The second method  requests exactly m processors each on n nodes, i.e., a total of N = m*n processors. Due to the constraint that the scheduler has to find n nodes that have at least m idle processors, this method leads to longer waiting times than method 1. Be aware that -l nodes=n is totally equivalent to -l nodes=n:ppn=1, which in almost all cases is undesirable. DO NOT USE -l nodes=n UNLESS THIS IS ESSENTIAL FOR YOUR JOB. Ask support@westgrid.ca, if in doubt about the best strategy.

Here is a sample job submission script for Bugaboo:

#PBS -r n
#PBS -l walltime=48:00:00
#PBS -l procs=42
#PBS -l pmem=1600m
#PBS -m bea
#PBS -M johann_bach@nowhere.ca
echo "prog started at: `date`"
mpiexec prog
echo "prog finished at: `date`"


Specifying Memory Requirements

Similar to requesting a specific number of processors for a job using the -l procs=N syntax, each job also must specify how much memory it requires to run. This can be done in two ways, either by specifying the total amount of memory used by the job (summed over all processes) or by specifying the amount of memory per process. The syntax for the latter method (memory per process) is:

#PBS -l pmem=2000mb

wich would request 2000 MB per process, e.g., 20000 MB for a 10 processor job in total. Alternatively, the total amount of memory can be specified with:

#PBS -l mem=8000mb

which would request 8000 MB in total for the job, e.g., 800 MB per process for a 10 processor job. It is possible to use the gb unit to specify memory amounts in Gigabytes (GB). However, only integer amounts can be specified, a decimal point is not allowed.

If neither pmem nor mem are specified the system will assign 256 MB per process (corresponding to a  -l pmem=256mb specification). Jobs may get terminated, if they use significantly more memory than specified! The system will send an email to the owner of a job when the job uses more memory than assigned. For that reason it is important that a valid email address is specified using the

#PBS -M email@address.ca

syntax in the job submission script.

The current memory usage of a running job can be determined using the qstat -f <jobid> command (substitute the actual jobid of the job for <jobid>); the memory usage is shown in the output of the command under resources_used.vmem - this is the total amount used for the job, i.e., this must be divided by the number of processors to get the correct pmem amount.

Interactive and Batch Usage

Two nodes have been set aside for interactive work:

  • debugging of programs
  • testing of programs
  • short runs of programs
  • steered computations
  • and more

Basically all types of work that require interaction with programs and for which waiting in the batch queue is too cumbersome.

In order to run on the interactive nodes a job script must be submitted with the -I argument for qsub, e.g.

bach@bugaboo:~> qsub -I jobscript.pbs
qsub: waiting for job 6481270.b0 to start
qsub: job 6481270.b0 ready


The system will read the job requirements (no. of processors, walltime, memory, etc.) from the PBS section of the submission script as it does for batch jobs.
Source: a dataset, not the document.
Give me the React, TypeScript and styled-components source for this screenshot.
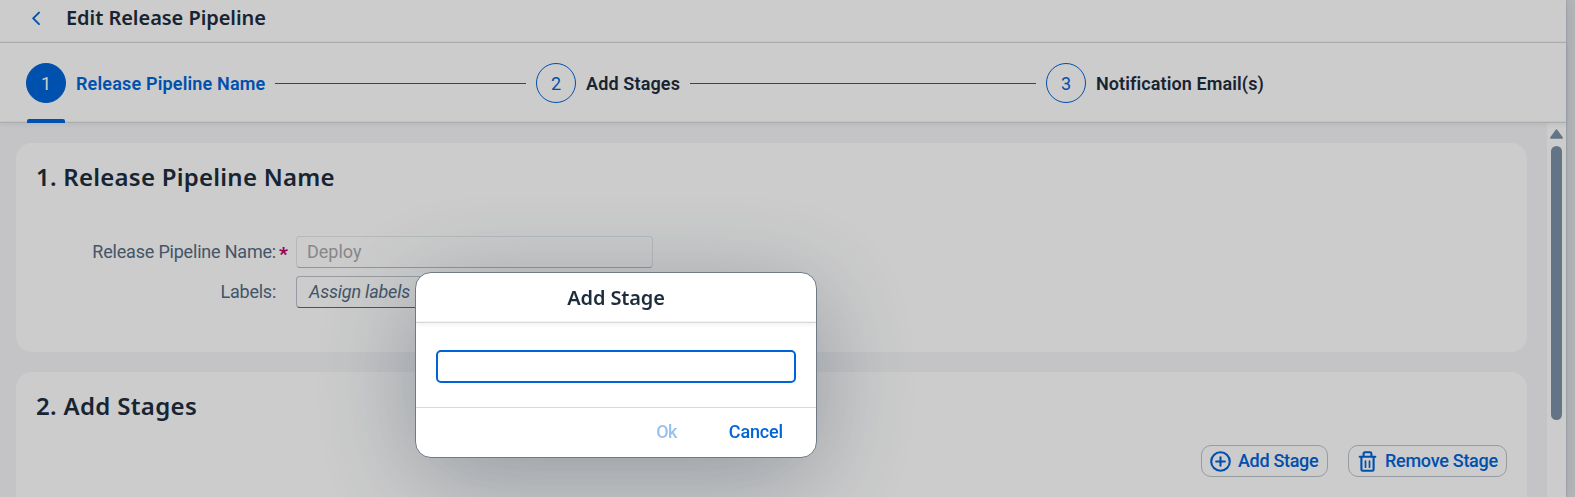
import React from "react";
import styled, { createGlobalStyle } from "styled-components";

const BLUE = "#0064d9";
const INK = "#1d2d3e";
const LABEL = "#556b82";
const HEADING = `"Noto Sans", "Open Sans", sans-serif`;

const Global = createGlobalStyle`
  *, *::before, *::after { box-sizing: border-box; }
  html, body { margin: 0; height: 100%; overflow: hidden; }
  body {
    font-family: Roboto, "Liberation Sans", sans-serif;
    font-size: 18px;
    line-height: 24px;
    color: ${INK};
    background: #e3e5e9;
  }
`;

const Text = styled.span<{ $ls?: number }>`
  letter-spacing: ${(p) => p.$ls ?? 0}px;
  white-space: nowrap;
`;

const Page = styled.div`
  position: relative;
  width: 1566px;
  height: 497px;
  display: flex;
  flex-direction: column;
  background: #f5f6f8;
  box-shadow: 0 0 2px rgba(34, 53, 72, 0.3), 0 0 18px rgba(34, 53, 72, 0.12);
`;

const Header = styled.header`
  flex: none;
  height: 43px;
  padding: 5px 0 0 30px;
  display: flex;
  align-items: flex-start;
  gap: 25px;
  background: #fff;
  border-bottom: 1px solid #d9d9d9;
  box-shadow: inset 0 -1px 0 #f6f6f6;
`;

const BackIcon = styled.svg`
  width: 11px;
  height: 14px;
  margin-top: 6px;
`;

const Title = styled.h1`
  margin: 0;
  font: 600 20px/26px ${HEADING};
`;

const Stepper = styled.nav`
  position: relative;
  z-index: 1;
  flex: none;
  height: 80px;
  padding: 20px 0 0 26px;
  display: flex;
  background: #fff;
  border-bottom: 1px solid #d9d9d9;
  box-shadow: 0 2px 4px rgba(34, 53, 72, 0.07), inset 0 -1px 0 #f4f4f4;
`;

const Step = styled.div<{ $active?: boolean }>`
  position: relative;
  flex: none;
  width: 510px;
  height: 60px;
  display: flex;
  align-items: flex-start;
  gap: 10px;
  font-weight: 600;
  color: ${(p) => (p.$active ? BLUE : INK)};
  ${(p) =>
    p.$active &&
    `&::after {
      content: "";
      position: absolute;
      left: 1px;
      bottom: 0;
      width: 38px;
      height: 4px;
      border-radius: 2px 2px 0 0;
      background: ${BLUE};
    }`}
`;

const Circle = styled.span<{ $active?: boolean }>`
  flex: none;
  width: 40px;
  height: 40px;
  border: 1px solid ${BLUE};
  border-radius: 50%;
  display: grid;
  place-items: center;
  font-weight: 400;
  font-size: 18px;
  padding-top: 2px;
  color: ${(p) => (p.$active ? "#fff" : BLUE)};
  background: ${(p) => (p.$active ? BLUE : "#fff")};
`;

const StepName = styled(Text)`
  line-height: 42px;
`;

const Line = styled.span`
  flex: 1;
  height: 1px;
  margin: 20px 10px 0 0;
  background: ${BLUE};
`;

const Body = styled.div`
  flex: 1;
  min-height: 0;
  display: flex;
`;

const Content = styled.main`
  flex: 1;
  padding: 20px 20px 0 16px;
  display: flex;
  flex-direction: column;
  gap: 20px;
  overflow: hidden;
`;

const Card = styled.section<{ $height: number }>`
  flex: none;
  height: ${(p) => p.$height}px;
  padding: 18px 20px;
  border-radius: 16px;
  background: #fff;
`;

const CardTitle = styled.h2`
  margin: 0;
  font: 600 24px/32px ${HEADING};
`;

const Form = styled.div`
  margin-top: 43px;
  display: grid;
  grid-template-columns: 240px 357px;
  grid-auto-rows: 32px;
  column-gap: 20px;
  row-gap: 8px;
`;

const Label = styled.label<{ $required?: boolean }>`
  display: flex;
  justify-content: flex-end;
  line-height: 32px;
  color: ${LABEL};
  ${(p) =>
    p.$required &&
    `&::after {
      content: "*";
      width: 0;
      text-indent: 3px;
      font: 900 19px/35px Roboto, sans-serif;
      color: #ba066c;
    }`}
`;

const Field = styled.div<{ $disabled?: boolean }>`
  height: 32px;
  padding: 0 ${(p) => (p.$disabled ? 10 : 12)}px;
  border: 1px solid ${(p) => (p.$disabled ? "#e4e7ea" : "#bcc3ca")};
  border-bottom-color: ${(p) => (p.$disabled ? "#b3bcc6" : LABEL)};
  border-radius: 4px;
  line-height: 30px;
  color: ${(p) => (p.$disabled ? "#a8aaad" : LABEL)};
  font-style: ${(p) => (p.$disabled ? "normal" : "italic")};
`;

const Toolbar = styled.div`
  margin-top: 23px;
  display: flex;
  justify-content: flex-end;
  gap: 20px;
`;

const Button = styled.button`
  height: 32px;
  padding: 0 8px;
  display: flex;
  align-items: center;
  border: 1px solid #bcc3ca;
  border-radius: 10px;
  background: transparent;
  color: ${BLUE};
  font: 500 18px/30px Roboto, sans-serif;
`;

const AddButton = styled(Button)`
  width: 127px;
  gap: 7px;
`;

const RemoveButton = styled(Button)`
  width: 159px;
  gap: 8px;
`;

const Scrollbar = styled.div`
  width: 19px;
  padding: 6px 3px 0;
  display: flex;
  flex-direction: column;
  align-items: center;
  background: #fff;
`;

const Thumb = styled.div`
  width: 11px;
  height: 274px;
  margin-top: 7px;
  border-radius: 6px;
  background: #7b91a8;
`;

const Overlay = styled.div`
  position: fixed;
  inset: 0;
  z-index: 2;
  display: flex;
  justify-content: center;
  align-items: flex-start;
  padding: 272px 343px 0 0;
  background: rgba(0, 0, 0, 0.2);
`;

const Dialog = styled.div`
  width: 402px;
  height: 186px;
  display: flex;
  flex-direction: column;
  overflow: hidden;
  border: 1px solid #6f7a86;
  border-radius: 16px;
  background: #fff;
  box-shadow: 0 20px 100px rgba(34, 53, 72, 0.34);
`;

const DialogHeader = styled.div`
  height: 50px;
  border-bottom: 1px solid #d9d9d9;
  box-shadow: 0 2px 4px rgba(34, 53, 72, 0.06), inset 0 -1px 0 #f4f4f4;
  text-align: center;
  font: 600 20px/49px ${HEADING};
`;

const DialogBody = styled.div`
  flex: 1;
  padding: 27px 20px 0;
`;

const Input = styled.input`
  display: block;
  width: 360px;
  height: 33px;
  border: 2px solid ${BLUE};
  border-radius: 5px;
  outline: none;
  background: #fff;
`;

const DialogFooter = styled.div`
  height: 50px;
  padding: 0 33px;
  display: flex;
  align-items: flex-start;
  justify-content: flex-end;
  gap: 52px;
  border-top: 1px solid #d9d9d9;
`;

const Action = styled.button<{ $disabled?: boolean }>`
  padding: 0;
  border: 0;
  background: none;
  color: ${BLUE};
  opacity: ${(p) => (p.$disabled ? 0.4 : 1)};
  font: 500 18px/47px Roboto, sans-serif;
`;

export default function App() {
  return (
    <>
      <Global />
      <Page>
        <Header>
          <BackIcon viewBox="0 0 11 14" fill="none" stroke={BLUE} strokeWidth="1.9" strokeLinecap="round" strokeLinejoin="round">
            <path d="M9 1.6 3.2 7.4 9 13.1" />
          </BackIcon>
          <Title><Text $ls={-0.05}>Edit Release Pipeline</Text></Title>
        </Header>
        <Stepper>
          <Step $active>
            <Circle $active>1</Circle>
            <StepName $ls={0.17}>Release Pipeline Name</StepName>
            <Line />
          </Step>
          <Step>
            <Circle>2</Circle>
            <StepName $ls={0.14}>Add Stages</StepName>
            <Line />
          </Step>
          <Step>
            <Circle>3</Circle>
            <StepName $ls={0.1}>Notification Email(s)</StepName>
          </Step>
        </Stepper>
        <Body>
          <Content>
            <Card $height={209}>
              <CardTitle><Text $ls={0.24}>1. Release Pipeline Name</Text></CardTitle>
              <Form>
                <Label $required><Text $ls={-0.2}>Release Pipeline Name:</Text></Label>
                <Field $disabled><Text>Deploy</Text></Field>
                <Label><Text $ls={-0.25}>Labels:</Text></Label>
                <Field><Text $ls={-0.2}>Assign labels</Text></Field>
              </Form>
            </Card>
            <Card $height={240}>
              <CardTitle><Text $ls={0.32}>2. Add Stages</Text></CardTitle>
              <Toolbar>
                <AddButton>
                  <svg width="21" height="21" viewBox="0 0 21 21" fill="none" stroke={BLUE} strokeWidth="2.1" strokeLinecap="round">
                    <circle cx="10.5" cy="10.5" r="9.3" />
                    <path d="M10.5 6.2v8.6M6.2 10.5h8.6" />
                  </svg>
                  <Text $ls={-0.32}>Add Stage</Text>
                </AddButton>
                <RemoveButton>
                  <svg width="20" height="21" viewBox="0 0 20 21" fill="none" stroke={BLUE} strokeWidth="2.1" strokeLinecap="round" strokeLinejoin="round">
                    <path d="M2.7 5.8h15.6M4.4 5.8v12.6q0 1.4 1.4 1.4h9.4q1.4 0 1.4-1.4v-12.6M6.6 5.6V2.7q0-1.4 1.4-1.4h5q1.4 0 1.4 1.4v2.9" />
                    <path d="M8.5 10v6.2M12.5 10v6.2" strokeWidth="1.7" />
                  </svg>
                  <Text $ls={-0.27}>Remove Stage</Text>
                </RemoveButton>
              </Toolbar>
            </Card>
          </Content>
          <Scrollbar>
            <svg width="13" height="10" viewBox="0 0 13 10" fill="#7b91a8" stroke="#7b91a8" strokeWidth="1.8" strokeLinejoin="round">
              <path d="M6.5 1.3 12 8.8H1Z" />
            </svg>
            <Thumb />
          </Scrollbar>
        </Body>
      </Page>
      <Overlay>
        <Dialog role="dialog">
          <DialogHeader><Text $ls={-0.15}>Add Stage</Text></DialogHeader>
          <DialogBody><Input aria-label="Stage name" /></DialogBody>
          <DialogFooter>
            <Action $disabled><Text $ls={-0.6}>Ok</Text></Action>
            <Action><Text $ls={-0.15}>Cancel</Text></Action>
          </DialogFooter>
        </Dialog>
      </Overlay>
    </>
  );
}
However, the system will not process any commands from the body of the submission script, but instead will wait until the resources become available on the interactive nodes (this can take up to 3 minutes) and then open a normal shell on one of the interactive nodes. At this point any interactive command can be entered and executed including the execution of parallel programs using "mpiexec myMPIprog" and the system will use as many processors as have been requested in the job submission script.

Currently interactive jobs are limited to a maximum walltime of 2 hours; the default walltime is 10 minutes. The two interactive nodes are the same as the 12-core nodes of the Bugaboo cluster with 24GB of memory, but they actually have 24 "processors" (hyperthreading is enabled).
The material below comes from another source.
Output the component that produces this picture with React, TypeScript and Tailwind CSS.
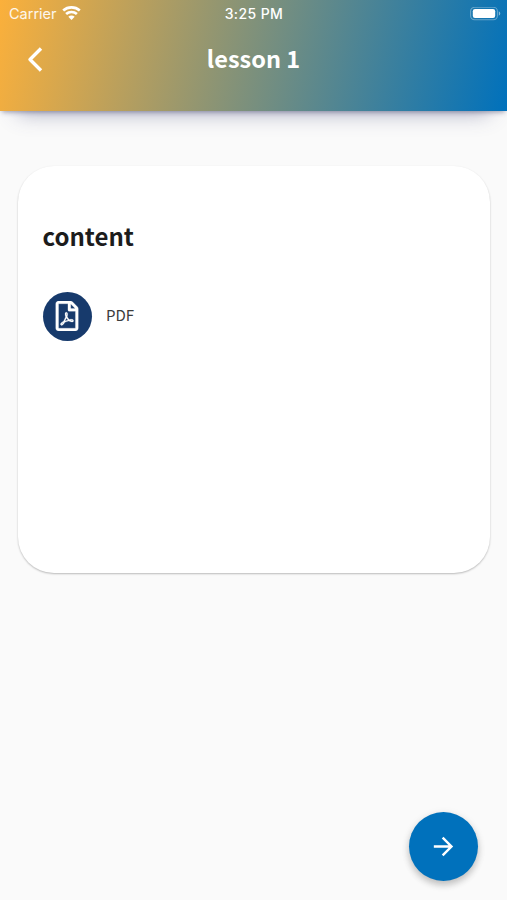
import { FaRegFilePdf } from "react-icons/fa";
import { MdArrowForward } from "react-icons/md";

function WifiIcon() {
  return (
    <svg width="19" height="15" viewBox="0 0 19 15" fill="none" stroke="white" strokeWidth="2.7">
      <path d="M1.2 4.6C6 .4 13 .4 17.8 4.6" />
      <path d="M4.1 8.1C7.2 5.3 11.8 5.3 14.9 8.1" />
      <path d="M9.5 14L6.3 10.8C8.2 9.2 10.8 9.2 12.7 10.8Z" fill="white" stroke="none" />
    </svg>
  );
}

function BatteryIcon() {
  return (
    <svg width="31" height="14" viewBox="0 0 31 14" fill="none">
      <rect x="0.6" y="0.3" width="26.8" height="12.4" rx="4" stroke="white" strokeOpacity="0.35" strokeWidth="1.1" />
      <rect x="2.8" y="2.1" width="22.4" height="8.8" rx="2.2" fill="white" />
      <path d="M28.8 4.3C30.8 5.1 30.8 7.9 28.8 8.7Z" fill="white" fillOpacity="0.5" />
    </svg>
  );
}

function StatusBar() {
  return (
    <div className="grid h-[27px] grid-cols-3 items-center pr-[6px] pl-[9px] font-['Inter',sans-serif] text-[14.5px] text-white">
      <div className="flex items-center gap-[5px]">
        <span className="text-white/90">Carrier</span>
        <WifiIcon />
      </div>
      <span className="-ml-[2px] text-center text-[14px] font-medium tracking-[0.4px]">3:25 PM</span>
      <div className="flex justify-end">
        <BatteryIcon />
      </div>
    </div>
  );
}

function Header() {
  return (
    <header className="h-[111px] bg-[linear-gradient(102.3deg,#fbb03b_0%,#0071bc_100%)] shadow-[0_20px_20px_-18px_rgba(70,75,125,0.45),0_3px_5px_-2px_rgba(40,40,80,0.45)]">
      <StatusBar />
      <div className="grid h-[65px] grid-cols-[92px_1fr_92px] items-center">
        <button aria-label="Back" className="ml-[26px] w-[17px]">
          <svg width="17" height="26" viewBox="0 0 17 26" fill="none" stroke="white" strokeWidth="3.4" strokeLinejoin="round">
            <path d="M15 1.5L4 12.5L15 23.5" />
          </svg>
        </button>
        <h1 className="pb-[2px] text-center text-[23.5px] leading-none font-bold text-white">lesson 1</h1>
      </div>
    </header>
  );
}

export default function App() {
  return (
    <div className="flex h-[900px] w-[507px] flex-col overflow-hidden bg-[#fafafa] font-['Noto_Sans_CJK_SC','Noto_Sans',sans-serif]">
      <Header />
      <main className="mr-[17px] ml-[18px] mt-[55px] h-[407px] rounded-[36px] bg-white px-[24.5px] pt-[52px] shadow-[0_1px_2px_rgba(0,0,0,0.26)]">
        <h2 className="text-[24px] leading-[36px] font-bold text-[#1c1c1c]">content</h2>
        <div className="mt-[37.5px] flex items-center gap-[14.5px]">
          <div className="flex size-[49px] items-center justify-center rounded-full bg-[#173a6c] text-white">
            <FaRegFilePdf size={30} stroke="currentColor" strokeWidth={4} />
          </div>
          <span className="pb-[2px] text-[15px] leading-[24px] text-[#3c3c3c]">PDF</span>
        </div>
      </main>
      <button
        aria-label="Next"
        className="mt-auto mr-[29px] mb-[19.5px] flex size-[69px] items-center justify-center self-end rounded-full bg-[#0071bc] text-white shadow-[0_4px_7px_rgba(0,0,0,0.2),0_2px_10px_rgba(0,0,0,0.08)]"
      >
        <MdArrowForward size={29} />
      </button>
    </div>
  );
}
All other programs must be submitted to the queuing system using the qsub command (without the -I argument) and a proper submission script.

Batch job policies

The following give a brief overview of the rules for batch jobs on the Bugaboo facility:

  • The default walltime is 72 hours;
  • The maximum walltime is 122 days (4 months);
  • A user may have running and submitted jobs that request a maximum number of processor-hours (the product of requested processors times walltime) of all jobs together of 120000 hours (5000 days); all additional jobs that exceed this limit will be queued under blocked jobs.
  • The maximum number of jobs that a user may have queued to run is 500. In particular, this means that the maximum size of an array job is 500 as well.
  • A maximum number of 10 jobs (per user) are considered for scheduling at any time. These jobs are listed under eligible jobs in the output of the showq command. There is no limit on the number of running jobs per user other than the number of processor-hours mentioned above. All other jobs will get listed under blocked jobs. These latter jobs will move to the eligible queue when the number of eligible jobs drops below 10.

File transfers

In addition to the login server, there is another server (file server) bugaboo-fs.westgrid.ca, which should be used for data transfers to or from the Bugaboo cluster.  Bugaboo-fs has a better network connection (10GigE interface) to the internet. This also takes load off the login server.  The gcp command can be used to efficiently transfer files between Bugaboo and other WestGrid sites.


Updated 2011-04-13.